Throughout the course of the conference we heard so many incredible and inspiring stories of how God was at work despite the traumatic and dangerous circumstances that are facing Ukrainians right now. One guy we got chatting to in an evening recounted carrying his friend in a supermarket trolley (the rubble on the ground made it impossible to push) to the nearest hospital after being hit in cross-fire. To then have to walk 2 days in a different direction to safely re-enter the city. He also shared stories of people becoming Christians during all of this and showed us a photo of a Ukrainian soldier getting baptised with a jug of radiator water! Despite the devastation of separated families, couples, lost friends, everyone spoke of God’s faithfulness through it all. On one of the days a group of young people shared about their new life in Munich and how they are now planting a church, learning German and seeing young people come to faith! The same day David Devenish was sharing on being a scattered people and advancing the gospel, it was so inspiring to see them actively out-working this even after everything they’ve been through. These people had seen their homes in ruins, fled their country, some leaving fathers, brothers, husbands behind and are now preaching the gospel in countries they never expected to find themselves. What’s more, they radiated God’s goodness.
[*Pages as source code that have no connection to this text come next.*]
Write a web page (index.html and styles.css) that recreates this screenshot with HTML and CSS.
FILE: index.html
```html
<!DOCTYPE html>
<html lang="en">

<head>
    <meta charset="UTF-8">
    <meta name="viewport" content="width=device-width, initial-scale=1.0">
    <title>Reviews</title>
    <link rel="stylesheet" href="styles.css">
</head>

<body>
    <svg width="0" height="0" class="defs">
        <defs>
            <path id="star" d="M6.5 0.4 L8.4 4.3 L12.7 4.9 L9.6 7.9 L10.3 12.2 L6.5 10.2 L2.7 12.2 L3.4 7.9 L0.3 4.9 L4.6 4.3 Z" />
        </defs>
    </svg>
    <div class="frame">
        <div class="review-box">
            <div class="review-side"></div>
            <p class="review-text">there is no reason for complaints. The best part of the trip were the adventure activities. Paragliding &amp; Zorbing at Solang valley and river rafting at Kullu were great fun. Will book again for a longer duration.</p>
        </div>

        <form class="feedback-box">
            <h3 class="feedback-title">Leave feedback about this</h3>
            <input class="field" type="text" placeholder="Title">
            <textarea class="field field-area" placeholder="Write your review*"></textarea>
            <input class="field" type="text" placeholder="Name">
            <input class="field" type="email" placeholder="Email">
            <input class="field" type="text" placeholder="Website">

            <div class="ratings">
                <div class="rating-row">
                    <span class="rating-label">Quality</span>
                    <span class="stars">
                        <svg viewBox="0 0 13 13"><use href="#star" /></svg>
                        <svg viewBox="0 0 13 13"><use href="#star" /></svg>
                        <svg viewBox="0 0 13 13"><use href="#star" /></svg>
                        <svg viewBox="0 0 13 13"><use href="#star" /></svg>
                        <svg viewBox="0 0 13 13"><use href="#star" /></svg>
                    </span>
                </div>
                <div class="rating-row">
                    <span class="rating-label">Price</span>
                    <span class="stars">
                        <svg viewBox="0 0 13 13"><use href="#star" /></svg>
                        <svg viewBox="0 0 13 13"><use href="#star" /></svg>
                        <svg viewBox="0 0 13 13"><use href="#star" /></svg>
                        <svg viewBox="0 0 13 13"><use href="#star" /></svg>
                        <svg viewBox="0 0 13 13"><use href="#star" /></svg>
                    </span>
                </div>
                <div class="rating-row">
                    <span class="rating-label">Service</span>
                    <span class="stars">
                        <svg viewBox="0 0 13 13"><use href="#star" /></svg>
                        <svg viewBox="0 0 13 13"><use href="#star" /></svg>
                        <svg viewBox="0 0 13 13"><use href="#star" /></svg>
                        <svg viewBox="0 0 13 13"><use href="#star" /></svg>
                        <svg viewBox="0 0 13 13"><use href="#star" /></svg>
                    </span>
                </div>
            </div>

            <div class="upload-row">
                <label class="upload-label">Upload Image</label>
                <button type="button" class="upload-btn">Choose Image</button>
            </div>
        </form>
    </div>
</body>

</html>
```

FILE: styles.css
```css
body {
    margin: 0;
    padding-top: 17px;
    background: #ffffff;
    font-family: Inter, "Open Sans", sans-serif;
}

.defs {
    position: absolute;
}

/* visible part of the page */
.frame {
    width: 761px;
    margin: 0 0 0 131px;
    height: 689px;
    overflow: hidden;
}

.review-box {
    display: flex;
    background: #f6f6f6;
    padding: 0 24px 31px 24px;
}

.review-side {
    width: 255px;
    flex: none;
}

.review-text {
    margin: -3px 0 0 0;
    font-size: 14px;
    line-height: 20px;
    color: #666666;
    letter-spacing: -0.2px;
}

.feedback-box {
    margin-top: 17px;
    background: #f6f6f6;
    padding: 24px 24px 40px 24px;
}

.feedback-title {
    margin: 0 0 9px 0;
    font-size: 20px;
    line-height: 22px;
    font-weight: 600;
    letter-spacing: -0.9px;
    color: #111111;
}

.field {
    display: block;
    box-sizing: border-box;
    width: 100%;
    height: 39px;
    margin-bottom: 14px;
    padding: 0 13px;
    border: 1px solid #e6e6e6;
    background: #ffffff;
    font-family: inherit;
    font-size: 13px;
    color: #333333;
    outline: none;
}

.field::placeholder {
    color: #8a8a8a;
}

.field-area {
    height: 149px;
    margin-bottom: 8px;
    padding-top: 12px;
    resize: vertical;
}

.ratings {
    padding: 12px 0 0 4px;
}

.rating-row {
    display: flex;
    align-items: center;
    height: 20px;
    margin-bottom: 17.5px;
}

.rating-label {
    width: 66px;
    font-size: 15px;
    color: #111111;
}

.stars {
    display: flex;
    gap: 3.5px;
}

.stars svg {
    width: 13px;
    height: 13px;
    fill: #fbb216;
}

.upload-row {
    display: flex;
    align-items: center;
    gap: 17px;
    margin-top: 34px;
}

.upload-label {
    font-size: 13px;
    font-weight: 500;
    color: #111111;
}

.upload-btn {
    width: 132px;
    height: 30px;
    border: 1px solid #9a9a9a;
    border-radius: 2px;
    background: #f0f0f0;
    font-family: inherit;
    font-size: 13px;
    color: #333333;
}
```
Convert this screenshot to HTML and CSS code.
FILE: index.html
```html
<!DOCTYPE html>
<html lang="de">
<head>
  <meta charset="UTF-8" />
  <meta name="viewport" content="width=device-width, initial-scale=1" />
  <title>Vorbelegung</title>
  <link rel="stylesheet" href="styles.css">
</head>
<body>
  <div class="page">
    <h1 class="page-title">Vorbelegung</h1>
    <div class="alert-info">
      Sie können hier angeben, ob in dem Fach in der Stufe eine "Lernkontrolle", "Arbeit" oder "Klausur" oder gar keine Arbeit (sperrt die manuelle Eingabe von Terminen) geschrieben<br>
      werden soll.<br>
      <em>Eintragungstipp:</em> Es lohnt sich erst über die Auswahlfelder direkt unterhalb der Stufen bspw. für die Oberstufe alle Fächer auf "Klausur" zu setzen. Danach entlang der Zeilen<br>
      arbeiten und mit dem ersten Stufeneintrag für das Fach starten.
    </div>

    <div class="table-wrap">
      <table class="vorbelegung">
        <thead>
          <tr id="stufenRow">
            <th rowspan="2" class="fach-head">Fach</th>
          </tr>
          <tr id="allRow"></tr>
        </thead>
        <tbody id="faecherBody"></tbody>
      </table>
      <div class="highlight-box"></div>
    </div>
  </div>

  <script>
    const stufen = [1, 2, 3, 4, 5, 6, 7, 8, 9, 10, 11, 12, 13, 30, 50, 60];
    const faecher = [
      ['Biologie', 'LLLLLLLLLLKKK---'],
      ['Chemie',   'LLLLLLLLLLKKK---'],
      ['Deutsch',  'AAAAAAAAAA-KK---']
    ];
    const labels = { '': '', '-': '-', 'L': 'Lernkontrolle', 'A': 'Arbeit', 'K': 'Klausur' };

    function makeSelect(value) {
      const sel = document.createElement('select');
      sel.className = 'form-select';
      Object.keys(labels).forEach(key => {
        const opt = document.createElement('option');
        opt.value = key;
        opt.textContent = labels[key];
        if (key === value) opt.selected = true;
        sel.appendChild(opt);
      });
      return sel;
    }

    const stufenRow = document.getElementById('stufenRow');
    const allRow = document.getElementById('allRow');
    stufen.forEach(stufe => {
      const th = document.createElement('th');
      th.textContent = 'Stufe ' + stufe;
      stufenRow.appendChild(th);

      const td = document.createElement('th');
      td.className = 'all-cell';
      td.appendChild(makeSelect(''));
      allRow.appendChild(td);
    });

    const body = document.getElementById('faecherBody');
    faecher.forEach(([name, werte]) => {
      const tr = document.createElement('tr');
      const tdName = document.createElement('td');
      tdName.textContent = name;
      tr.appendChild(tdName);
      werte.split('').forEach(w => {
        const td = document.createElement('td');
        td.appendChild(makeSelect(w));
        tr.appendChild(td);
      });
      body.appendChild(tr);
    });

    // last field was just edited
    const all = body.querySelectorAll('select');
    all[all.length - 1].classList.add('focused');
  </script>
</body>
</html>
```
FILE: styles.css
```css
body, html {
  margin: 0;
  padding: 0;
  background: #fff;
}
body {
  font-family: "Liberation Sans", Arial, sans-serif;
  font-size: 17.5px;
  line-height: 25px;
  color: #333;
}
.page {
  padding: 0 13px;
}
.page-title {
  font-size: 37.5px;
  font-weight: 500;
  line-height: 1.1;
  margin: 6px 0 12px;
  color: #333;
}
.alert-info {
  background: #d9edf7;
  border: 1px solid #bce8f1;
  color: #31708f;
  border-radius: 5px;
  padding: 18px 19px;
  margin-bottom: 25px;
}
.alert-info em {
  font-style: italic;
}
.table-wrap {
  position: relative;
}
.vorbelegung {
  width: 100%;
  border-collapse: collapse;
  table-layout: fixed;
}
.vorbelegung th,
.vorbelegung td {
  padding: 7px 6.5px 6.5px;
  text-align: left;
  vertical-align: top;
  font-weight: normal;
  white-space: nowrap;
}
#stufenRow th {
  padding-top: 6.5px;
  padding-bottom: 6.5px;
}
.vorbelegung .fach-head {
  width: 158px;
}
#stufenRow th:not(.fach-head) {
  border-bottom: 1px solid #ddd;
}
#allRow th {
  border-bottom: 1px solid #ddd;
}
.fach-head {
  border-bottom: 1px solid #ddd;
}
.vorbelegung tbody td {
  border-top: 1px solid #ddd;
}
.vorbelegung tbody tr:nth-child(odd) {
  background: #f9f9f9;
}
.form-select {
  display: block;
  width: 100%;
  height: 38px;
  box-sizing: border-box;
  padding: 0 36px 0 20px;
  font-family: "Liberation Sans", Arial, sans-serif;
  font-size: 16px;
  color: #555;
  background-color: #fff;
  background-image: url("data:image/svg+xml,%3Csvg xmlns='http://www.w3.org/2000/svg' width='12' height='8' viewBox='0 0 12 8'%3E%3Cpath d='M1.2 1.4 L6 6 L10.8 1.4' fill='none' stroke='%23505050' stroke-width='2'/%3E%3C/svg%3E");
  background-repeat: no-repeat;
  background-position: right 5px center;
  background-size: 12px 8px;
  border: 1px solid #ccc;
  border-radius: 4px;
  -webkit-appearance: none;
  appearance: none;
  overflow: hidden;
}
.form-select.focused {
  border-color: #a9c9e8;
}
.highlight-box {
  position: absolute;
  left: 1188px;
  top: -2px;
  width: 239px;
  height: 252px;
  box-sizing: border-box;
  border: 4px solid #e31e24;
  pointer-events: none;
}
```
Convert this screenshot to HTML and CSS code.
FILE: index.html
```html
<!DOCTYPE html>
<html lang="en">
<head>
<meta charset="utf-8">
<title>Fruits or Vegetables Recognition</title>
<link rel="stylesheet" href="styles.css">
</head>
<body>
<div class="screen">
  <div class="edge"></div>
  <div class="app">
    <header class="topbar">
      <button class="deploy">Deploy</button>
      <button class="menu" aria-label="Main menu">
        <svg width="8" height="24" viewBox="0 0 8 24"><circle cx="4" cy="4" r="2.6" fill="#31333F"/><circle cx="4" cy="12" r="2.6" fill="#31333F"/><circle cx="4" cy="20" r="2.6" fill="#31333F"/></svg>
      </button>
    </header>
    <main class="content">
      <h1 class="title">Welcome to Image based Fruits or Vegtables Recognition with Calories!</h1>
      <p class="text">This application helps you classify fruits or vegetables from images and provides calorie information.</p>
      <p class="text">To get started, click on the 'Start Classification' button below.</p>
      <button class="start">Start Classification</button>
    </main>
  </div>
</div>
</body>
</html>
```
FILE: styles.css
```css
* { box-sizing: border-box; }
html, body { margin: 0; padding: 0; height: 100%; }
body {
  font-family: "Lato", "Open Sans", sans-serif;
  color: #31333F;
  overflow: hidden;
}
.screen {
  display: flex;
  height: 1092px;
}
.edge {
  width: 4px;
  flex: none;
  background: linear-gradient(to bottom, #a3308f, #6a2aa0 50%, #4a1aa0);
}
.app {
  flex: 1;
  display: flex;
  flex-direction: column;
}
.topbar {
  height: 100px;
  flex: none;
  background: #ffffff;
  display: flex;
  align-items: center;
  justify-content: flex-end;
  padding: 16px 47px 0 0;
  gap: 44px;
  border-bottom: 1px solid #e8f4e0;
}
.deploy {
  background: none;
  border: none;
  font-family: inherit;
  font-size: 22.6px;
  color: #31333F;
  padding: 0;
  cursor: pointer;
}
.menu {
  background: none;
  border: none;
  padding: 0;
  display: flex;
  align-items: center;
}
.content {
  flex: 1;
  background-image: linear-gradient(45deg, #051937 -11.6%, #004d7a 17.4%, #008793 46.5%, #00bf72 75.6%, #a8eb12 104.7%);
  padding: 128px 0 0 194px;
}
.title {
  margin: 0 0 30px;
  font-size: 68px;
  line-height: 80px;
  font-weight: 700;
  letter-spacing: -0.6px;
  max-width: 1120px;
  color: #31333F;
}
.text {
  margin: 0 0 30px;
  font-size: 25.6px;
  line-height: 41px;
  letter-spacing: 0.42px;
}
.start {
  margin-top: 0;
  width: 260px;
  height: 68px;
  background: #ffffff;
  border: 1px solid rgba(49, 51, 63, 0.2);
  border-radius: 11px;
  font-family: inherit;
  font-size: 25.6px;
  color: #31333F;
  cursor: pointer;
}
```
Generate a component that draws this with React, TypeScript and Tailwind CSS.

On the last evening, Matt and I got roped into a classic fire/acoustic guitar worship session where the majority of the singing was in Russian. Up until Matt put us forward to lead a song, I initially sat firmly in my seat on the back row until they shouted ‘bring your sister!’ 1 minute later we find ourselves leading a ropey rendition of Waymaker, that probably did nothing for CCM Music’s reputation. Still, it was a great evening! One of my favourite parts was listening to them sing worship songs in Russian and after a couple of lines figure out the songs they were singing and then joining in. One song they sang was ‘ See A Victory’ by Elevation Worship. The lyrics in the chorus, ‘I’m going to see a victory, for the battle belongs to the Lord’ relating to 2 Chronicles 20 where it says, ‘Do not be afraid or discouraged because of this vast army. For the battle is not yours, but God’s.’ I found it so challenging that these guys could so earnestly sing these lyrics when they are yet to see a victory in their homeland, when their families, lives and churches have been fractured and scattered. Then the bridge, ‘You take what the enemy meant for evil and You turn it for good’ – Genesis 50:20, “As for you, you meant evil against me, but God meant it for good, to bring it about that many people should be kept alive, as they are today.” Our friends from Ukraine are actively taking the evil that has been inflicted on them and using their unforeseen circumstances to see God turn it to good, preaching the gospel and advancing the Kingdom in their adopted countries. What they are doing is a blueprint for how despite our circumstances, our limbo-seasons, our relational situations, even in the face of political warfare, God can move. He can work through us, leading us to people-groups, cultures and countries we never expected and that is exactly what he is doing right now through these guys. And we can get alongside our brothers and sisters who have fled Ukraine and those who have had to remain in prayer, praying that God would uphold them, bless them and go with them. It was an impactful and challenging week, making friends, hearing testimonies that were mixed with extreme trauma but also incredible faith and coming together as one family, one church bringing it all before God in rural Czechia.
Final highlight was watching Tim Simmonds awkwardly sign multiple copies of ‘Multiplanting’ in Russian with a wide scope of different novelty pens.
Beth de la Mare
Beth is one of the leaders of the Fallowfield site of Christ Church Manchester, and also works across all the sites to make the church run smoothly!